QSA negotiators came up with a creative way to fund Salton Sea restoration efforts and ease concerns about legal liability. State legislation enacted in 2003 puts the legal liability for protecting the Salton Sea environment on the state of California . It also provides a creative funding mechanism to pay for Salton Sea restoration under which IID will sell surplus Colorado River water to the state for $175 per acre-foot, which in turn will sell it to MWD for $250 per acre-foot. The “profit” realized on the sale will be used to fund Salton Sea restoration work.

Restoration plans that currently appear to have the most support call for diking off the sea to shrink its size by about half and treating water flowing into the sea from the New and Alamo rivers to reduce salts. Supporters of these plans believe they would gradually improve water quality of the Salton Sea and preserve the habitat that is vital to the sea’s fishery and bird populations. Tests to determine the feasibility of shrinking the sea began in late 2003. Cost estimates for restoring the sea range from $500 million to $3.5 billion, according to federal estimates.

If nothing is done to offset the sea’s increasing salinity, scientists estimate the sea will reach the 50,000-ppm to 60,000-ppm threshold in 12 to 20 years. The sea now receives about 1.3 million acre-feet of inflow, of which about 1 million acre-feet comes from agricultural drainage. It is estimated the water transfers in the QSA between IID and SDCWA and IID and CVWD could reduce inflow from IID farms by up to 700,000 acre-feet.

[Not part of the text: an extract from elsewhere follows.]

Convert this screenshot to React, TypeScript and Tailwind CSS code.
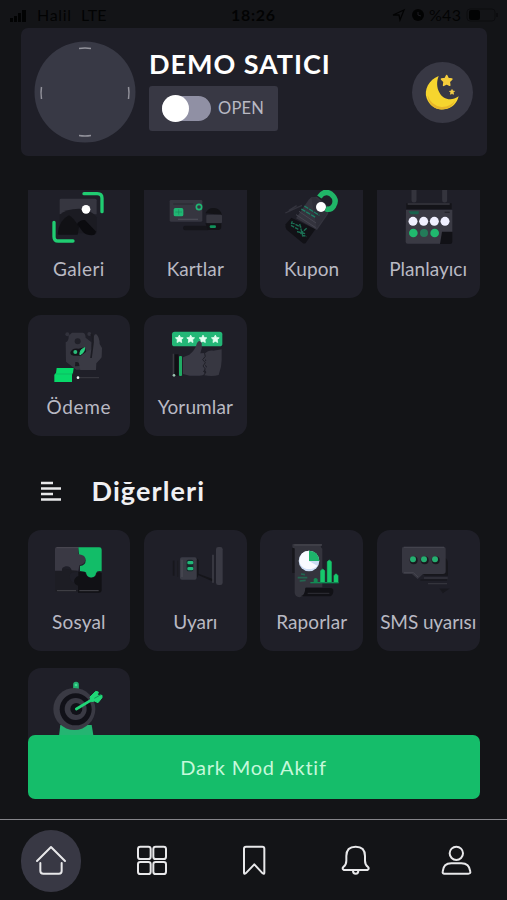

Because the sea’s evaporation rate is now equal to present inflow, this reduction would accelerate the sea’s rising salinity. With the transfers, scientists believe the Salton Sea would reach the 50,000-ppm to 60,000-ppm threshold at least 10 years earlier than predicted, maybe even sooner. The sea would also shrink in size, leaving many people who now have lakefront property several hundred yards from the shoreline.

 

Cali can buy the Colorado river if they want to.